> **Requirements**
For the data below, report the number of lines that contain the string "page" and nothing else.
--------------------------------
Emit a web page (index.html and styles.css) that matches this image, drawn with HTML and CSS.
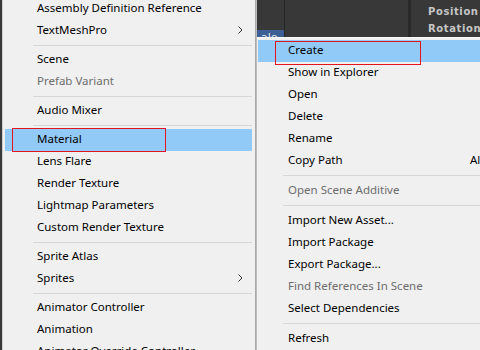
FILE: index.html
```html
<!DOCTYPE html>
<html>
<head>
	<title>Create menu</title>
	<link rel="stylesheet" href="styles.css">
</head>
<body>

<div class="pantalla">
	<div class="menu menu-izq">
		<div class="item">Assembly Definition Reference</div>
		<div class="item sub">TextMeshPro<svg class="flecha" width="5" height="8" viewBox="0 0 5 8"><path d="M0.5 0.5 L4 4 L0.5 7.5" fill="none" stroke="#333" stroke-width="1"/></svg></div>
		<div class="sep"></div>
		<div class="item">Scene</div>
		<div class="item off">Prefab Variant</div>
		<div class="sep"></div>
		<div class="item">Audio Mixer</div>
		<div class="sep"></div>
		<div class="item activo">Material</div>
		<div class="item">Lens Flare</div>
		<div class="item">Render Texture</div>
		<div class="item">Lightmap Parameters</div>
		<div class="item">Custom Render Texture</div>
		<div class="sep"></div>
		<div class="item">Sprite Atlas</div>
		<div class="item sub">Sprites<svg class="flecha" width="5" height="8" viewBox="0 0 5 8"><path d="M0.5 0.5 L4 4 L0.5 7.5" fill="none" stroke="#333" stroke-width="1"/></svg></div>
		<div class="sep"></div>
		<div class="item">Animator Controller</div>
		<div class="item">Animation</div>
		<div class="item">Animator Override Controller</div>
	</div>

	<div class="lado">
		<div class="inspector">
			<div class="pestana"><span>ale</span></div>
			<div class="panel"></div>
			<div class="campos">
				<div>Position</div>
				<div>Rotation</div>
			</div>
		</div>
		<div class="menu menu-der">
			<div class="item activo">Create</div>
			<div class="item">Show in Explorer</div>
			<div class="item">Open</div>
			<div class="item">Delete</div>
			<div class="item">Rename</div>
			<div class="item atajo"><span>Copy Path</span><span>Alt+Ctrl+C</span></div>
			<div class="sep"></div>
			<div class="item off">Open Scene Additive</div>
			<div class="sep"></div>
			<div class="item">Import New Asset...</div>
			<div class="item">Import Package</div>
			<div class="item">Export Package...</div>
			<div class="item off">Find References In Scene</div>
			<div class="item">Select Dependencies</div>
			<div class="sep"></div>
			<div class="item">Refresh</div>
		</div>
	</div>

	<!-- recuadros rojos de la captura -->
	<div class="marca marca-izq"></div>
	<div class="marca marca-der"></div>
</div>

</body>
</html>
```

FILE: styles.css
```css
html, body {
	margin: 0;
	padding: 0;
}

body {
	background-color: #383838;
	font-family: "Noto Sans", "Liberation Sans", sans-serif;
	font-size: 11.5px;
	color: #000;
}

div.pantalla {
	position: relative;
	width: 480px;
	height: 350px;
	overflow: hidden;
	display: flex;
	padding-left: 2px;
	box-sizing: border-box;
}

div.menu {
	background-color: #f0f0f0;
}

div.menu div.item {
	height: 22px;
	line-height: 20px;
	padding-bottom: 2px;
	box-sizing: border-box;
	white-space: nowrap;
	display: flex;
	align-items: center;
}

div.menu div.item.off {
	color: #6d6d6d;
}

div.menu div.item.activo {
	background-color: #91c9f7;
}

div.menu div.sep {
	height: 1px;
	background-color: #d7d7d7;
}

/* menu de la izquierda */
div.menu-izq {
	width: 254px;
	flex: none;
	margin-top: -2px;
	border-left: 1px solid #cfcfcf;
	border-right: 1px solid #a8a8a8;
	padding: 0 3px 0 2px;
	box-sizing: border-box;
	box-shadow: 1px 0 1px #bdbdbd;
}

div.menu-izq div.item {
	padding-left: 32px;
	padding-right: 9px;
}

div.menu-izq div.item.sub {
	justify-content: space-between;
}

div.menu-izq div.sep {
	margin: 3px 0 3px 28px;
}

/* lado derecho */
div.lado {
	flex: 1;
	display: flex;
	flex-direction: column;
	padding-left: 1px;
}

div.inspector {
	height: 37px;
	flex: none;
	display: flex;
	background-color: #383838;
}

div.pestana {
	width: 27px;
	display: flex;
	align-items: flex-end;
	border-right: 1px solid #262626;
}

div.pestana span {
	display: block;
	width: 100%;
	height: 7px;
	overflow: hidden;
	background-color: #3e5f96;
	color: #e6e6e6;
	font-family: "DejaVu Sans", sans-serif;
	font-size: 11px;
	line-height: 16px;
	text-indent: 4px;
}

div.panel {
	width: 123px;
	border-right: 3px solid #2a2a2a;
}

div.campos {
	flex: 1;
	padding: 3px 0 0 17px;
	font-family: "DejaVu Sans", sans-serif;
	font-weight: bold;
	font-size: 10px;
	letter-spacing: 0.6px;
	line-height: 17px;
	color: #c6c6c6;
	white-space: nowrap;
}

/* menu de la derecha */
div.menu-der {
	flex: 1;
	border-top: 1px solid #f8f8f8;
	padding-top: 2px;
	padding-left: 1px;
}

div.menu-der div.item {
	padding-left: 30px;
}

div.menu-der div.item.atajo span:first-child {
	width: 182px;
	flex: none;
}

div.menu-der div.sep {
	margin: 3px 0 4px 25px;
}

/* recuadros rojos */
div.marca {
	position: absolute;
	border: 1px solid #e3141b;
}

div.marca-izq {
	left: 12px;
	top: 128px;
	width: 152px;
	height: 22px;
}

div.marca-der {
	left: 275px;
	top: 41px;
	width: 144px;
	height: 22px;
}
```
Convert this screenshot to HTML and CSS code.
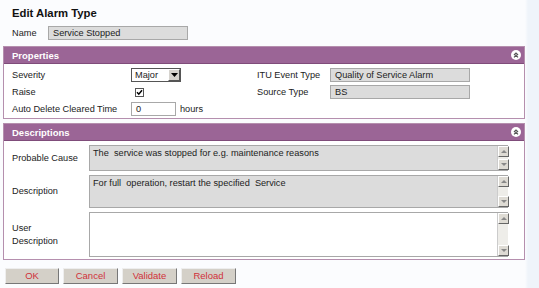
FILE: index.html
```html
<!DOCTYPE html>
<html>
<head>
<meta charset="utf-8">
<link rel="stylesheet" href="styles.css">
</head>
<body>
<div class="page">
  <h1 class="title">Edit Alarm Type</h1>
  <div class="name-row">
    <span class="lbl name-lbl">Name</span>
    <div class="field ro name-field">Service Stopped</div>
  </div>

  <div class="panel props">
    <div class="panel-head">
      <span>Properties</span>
      <span class="collapse"><svg width="10" height="10" viewBox="0 0 10 10"><circle cx="5" cy="5" r="5" fill="#fff"/><path d="M3 5 L5 3 L7 5 M3 7.3 L5 5.3 L7 7.3" stroke="#555" stroke-width="1.2" fill="none"/></svg></span>
    </div>
    <div class="props-body">
      <div class="col left">
        <div class="row"><span class="lbl w1">Severity</span>
          <div class="select"><span class="sel-val">Major</span><span class="sel-btn"><svg width="7" height="4" viewBox="0 0 7 4"><path d="M0 0 H7 L3.5 4 Z" fill="#000"/></svg></span></div>
        </div>
        <div class="row"><span class="lbl w1">Raise</span>
          <span class="check"><svg width="9" height="9" viewBox="0 0 9 9"><rect x="0.5" y="0.5" width="8" height="8" fill="#fff" stroke="#555"/><path d="M2 4.2 L3.8 6.2 L7 2.2" stroke="#000" stroke-width="1.5" fill="none"/></svg></span>
        </div>
        <div class="row"><span class="lbl w1">Auto Delete Cleared Time</span>
          <div class="field wh hours-field">0</div><span class="lbl hours">hours</span>
        </div>
      </div>
      <div class="col right">
        <div class="row"><span class="lbl w2">ITU Event Type</span><div class="field ro wide">Quality of Service Alarm</div></div>
        <div class="row"><span class="lbl w2">Source Type</span><div class="field ro wide">BS</div></div>
      </div>
    </div>
  </div>

  <div class="panel descs">
    <div class="panel-head">
      <span>Descriptions</span>
      <span class="collapse"><svg width="10" height="10" viewBox="0 0 10 10"><circle cx="5" cy="5" r="5" fill="#fff"/><path d="M3 5 L5 3 L7 5 M3 7.3 L5 5.3 L7 7.3" stroke="#555" stroke-width="1.2" fill="none"/></svg></span>
    </div>
    <div class="descs-body">
      <div class="drow h1"><span class="lbl w3">Probable Cause</span>
        <div class="area ro"><div class="area-text">The&nbsp; service was stopped for e.g. maintenance reasons</div>
          <div class="sb"><span class="arr up"></span><span class="arr dn"></span></div></div>
      </div>
      <div class="drow h2"><span class="lbl w3">Description</span>
        <div class="area ro"><div class="area-text">For full&nbsp; operation, restart the specified&nbsp; Service</div>
          <div class="sb"><span class="arr up"></span><span class="arr dn"></span></div></div>
      </div>
      <div class="drow h3"><span class="lbl w3">User<br>Description</span>
        <div class="area wh"><div class="area-text"></div>
          <div class="sb"><span class="arr up"></span><span class="arr dn"></span></div></div>
      </div>
    </div>
  </div>

  <div class="buttons">
    <button class="btn b-ok">OK</button>
    <button class="btn b-cancel">Cancel</button>
    <button class="btn b-val">Validate</button>
    <button class="btn b-rel">Reload</button>
  </div>
</div>
</body>
</html>
```
FILE: styles.css
```css
* { box-sizing: border-box; }
html, body { margin: 0; padding: 0; }
body {
  background: #eff4fa;
  font-family: "Liberation Sans", Arial, sans-serif;
  font-size: 9.2px;
  color: #222;
  width: 539px;
  height: 288px;
  overflow: hidden;
}
.page {
  width: 539px;
  height: 288px;
  background: linear-gradient(to right, #fbfcfe 0, #fbfcfe 525px, #eff4fa 528px);
  padding: 6px 14px 0 3px;
}
.title {
  margin: 0 0 0 9px;
  font-size: 11.3px;
  font-weight: bold;
  color: #111;
  height: 16px;
  line-height: 15px;
}
.lbl { white-space: nowrap; }
.name-row {
  display: flex;
  align-items: center;
  margin: 4px 0 0 9px;
  height: 14px;
}
.name-lbl { width: 36px; }
.field {
  height: 14px;
  line-height: 12px;
  padding: 0 4px;
  border: 1px solid #a8a8a8;
  white-space: nowrap;
}
.ro { background: #dcdcdc; }
.wh { background: #fff; }
.name-field { width: 140px; }

.panel {
  border: 1px solid #b58fae;
  background: #fff;
}
.props { margin-top: 6px; }
.descs { margin-top: 4px; }
.panel-head {
  height: 17px;
  background: #9b6596;
  color: #fff;
  font-weight: bold;
  font-size: 9.5px;
  display: flex;
  align-items: center;
  justify-content: space-between;
  padding: 0 3px 0 8px;
  border-bottom: 1px solid #7f4c7a;
}
.collapse { display: flex; }

.props-body {
  display: flex;
  padding: 4px 0 2px 8px;
  height: 54px;
}
.col { display: flex; flex-direction: column; gap: 3px; }
.row { display: flex; align-items: center; height: 14px; }
.left { width: 245px; }
.w1 { width: 119px; }
.w2 { width: 73px; }
.select {
  width: 50px;
  height: 14px;
  border: 1px solid #555;
  background: #fff;
  display: flex;
  align-items: center;
  justify-content: space-between;
  padding-left: 3px;
}
.sel-btn {
  width: 12px;
  height: 12px;
  background: #d6d3ce;
  border: 1px solid;
  border-color: #fff #555 #555 #fff;
  display: flex;
  align-items: center;
  justify-content: center;
}
.check { display: flex; margin-left: 4px; }
.hours-field { width: 45px; }
.hours { margin-left: 4px; }
.wide { width: 140px; }

.descs-body {
  padding: 4px 16px 2px 8px;
  display: flex;
  flex-direction: column;
  gap: 4px;
}
.drow { display: flex; align-items: center; }
.w3 { width: 77px; line-height: 13px; }
.h1 { height: 26px; }
.h2 { height: 33px; }
.h3 { height: 45px; }
.area {
  flex: 1;
  height: 100%;
  border: 1px solid #a8a8a8;
  border-right: none;
  display: flex;
}
.area-text { flex: 1; padding: 1px 3px; line-height: 12px; }
.sb {
  width: 11px;
  background: #eeede9;
  display: flex;
  flex-direction: column;
  justify-content: space-between;
  border-left: 1px solid #ccc;
}
.arr {
  width: 11px;
  height: 11px;
  background: #dedbd4;
  border: 1px solid;
  border-color: #fff #666 #666 #fff;
  position: relative;
}
.arr::after {
  content: "";
  position: absolute;
  left: 2px;
  top: 3px;
  border-left: 3px solid transparent;
  border-right: 3px solid transparent;
}
.up::after { border-bottom: 3px solid #888; }
.dn::after { border-top: 3px solid #888; }

.buttons {
  display: flex;
  gap: 4px;
  margin: 8px 0 0 2px;
}
.btn {
  height: 16px;
  padding: 0;
  background: #d4d0c8;
  border: 1px solid;
  border-color: #eee #777 #777 #eee;
  color: #d0303a;
  font-family: "Liberation Sans", Arial, sans-serif;
  font-size: 9.5px;
  line-height: 14px;
}
.b-ok { width: 54px; }
.b-cancel { width: 55px; }
.b-val { width: 55px; }
.b-rel { width: 55px; }
```
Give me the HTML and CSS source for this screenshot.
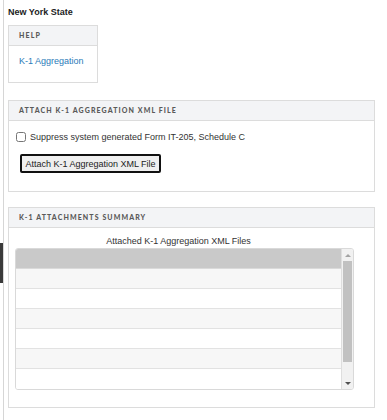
FILE: index.html
```html
<!DOCTYPE html>
<html lang="en">
  <head>
    <meta charset="UTF-8" />
    <title>New York State - K-1 Aggregation</title>
    <link rel="stylesheet" href="styles.css">
  </head>
  <body>
    <div class="page">
      <h1 class="state">New York State</h1>

      <div class="panel help">
        <div class="panel-head">Help</div>
        <div class="panel-body help-body">
          <a href="#">K-1 Aggregation</a>
        </div>
      </div>

      <div class="panel attach">
        <div class="panel-head">Attach K-1 Aggregation XML File</div>
        <div class="panel-body attach-body">
          <label class="check">
            <input type="checkbox" />
            <span>Suppress system generated Form IT-205, Schedule C</span>
          </label>
          <button class="attach-btn">Attach K-1 Aggregation XML File</button>
        </div>
      </div>

      <div class="panel summary">
        <div class="panel-head">K-1 Attachments Summary</div>
        <div class="panel-body summary-body">
          <div class="caption">Attached K-1 Aggregation XML Files</div>
          <div class="grid">
            <div class="rows">
              <div class="row head"></div>
              <div class="row alt"></div>
              <div class="row"></div>
              <div class="row alt"></div>
              <div class="row"></div>
              <div class="row alt"></div>
              <div class="row last"></div>
            </div>
            <div class="scrollbar">
              <div class="arrow up"></div>
              <div class="track"><div class="thumb"></div></div>
              <div class="arrow down"></div>
            </div>
          </div>
        </div>
      </div>
    </div>

    <div class="side-tab"></div>
  </body>
</html>
```

FILE: styles.css
```css
body {
  margin: 0;
  background-color: #ffffff;
  font-family: "Liberation Sans", Arial, sans-serif;
  font-size: 9px;
  color: #333;
}
.page {
  margin-left: 3px;
  border-left: 1px solid #d6d6d6;
  padding: 0 12px 0 4px;
  min-height: 420px;
  box-sizing: border-box;
}
.state {
  margin: 0;
  padding-top: 6px;
  font-size: 9px;
  line-height: 13px;
  font-weight: bold;
  color: #222;
}
.panel {
  border: 1px solid #dcdcdc;
  background-color: #fff;
}
.panel-head {
  height: 19px;
  line-height: 19px;
  padding-left: 10px;
  background-color: #f3f4f6;
  border-bottom: 1px solid #dcdcdc;
  font-family: "Lato", "Open Sans", sans-serif;
  font-weight: 900;
  font-size: 7px;
  letter-spacing: 1.1px;
  text-transform: uppercase;
  color: #5a5a5a;
}
.help {
  margin-top: 6px;
  width: 88px;
}
.help-body {
  height: 36px;
  padding: 9px 10px 0;
  box-sizing: border-box;
}
.help-body a {
  color: #2b7bb9;
  text-decoration: none;
  line-height: 12px;
}
.attach {
  margin-top: 17px;
}
.attach-body {
  height: 70px;
  padding: 11px 7px 0;
  box-sizing: border-box;
}
.check {
  display: flex;
  align-items: center;
  height: 10px;
  gap: 4px;
}
.check input {
  margin: 0;
  width: 10px;
  height: 10px;
}
.attach-btn {
  display: block;
  margin: 12px 0 0 4px;
  height: 19px;
  width: 141px;
  padding: 0;
  border: 2px solid #111;
  border-radius: 2px;
  background-color: #efefef;
  font-family: "Liberation Sans", Arial, sans-serif;
  font-size: 9px;
  color: #222;
}
.summary {
  margin-top: 15px;
}
.summary-body {
  padding: 6px 20px 17px 6px;
}
.caption {
  height: 14px;
  line-height: 14px;
  text-align: center;
  padding-right: 12px;
  font-size: 9px;
}
.grid {
  display: flex;
  border: 1px solid #d9d9d9;
  border-radius: 3px;
  overflow: hidden;
}
.rows {
  flex: 1;
}
.row {
  height: 19px;
  border-bottom: 1px solid #e2e2e2;
  background-color: #fff;
}
.row.alt {
  background-color: #f7f7f7;
}
.row.head {
  background-color: #c9c9c9;
  border-bottom-color: #dadada;
}
.row.last {
  border-bottom: none;
  height: 20px;
}
.scrollbar {
  width: 11px;
  border-left: 1px solid #dedede;
  background-color: #f1f1f1;
  display: flex;
  flex-direction: column;
}
.arrow {
  height: 12px;
  position: relative;
}
.arrow::after {
  content: "";
  position: absolute;
  left: 3px;
  top: 5px;
  border-left: 3px solid transparent;
  border-right: 3px solid transparent;
}
.arrow.up::after {
  border-bottom: 3px solid #a3a3a3;
}
.arrow.down::after {
  border-top: 3px solid #505050;
}
.track {
  flex: 1;
  padding: 0 1px;
}
.thumb {
  height: 101px;
  background-color: #c1c1c1;
}
.side-tab {
  position: absolute;
  left: 0;
  top: 243px;
  width: 3px;
  height: 40px;
  background-color: #3a3a3a;
}
```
--------------------------------
> **Response to this task**
5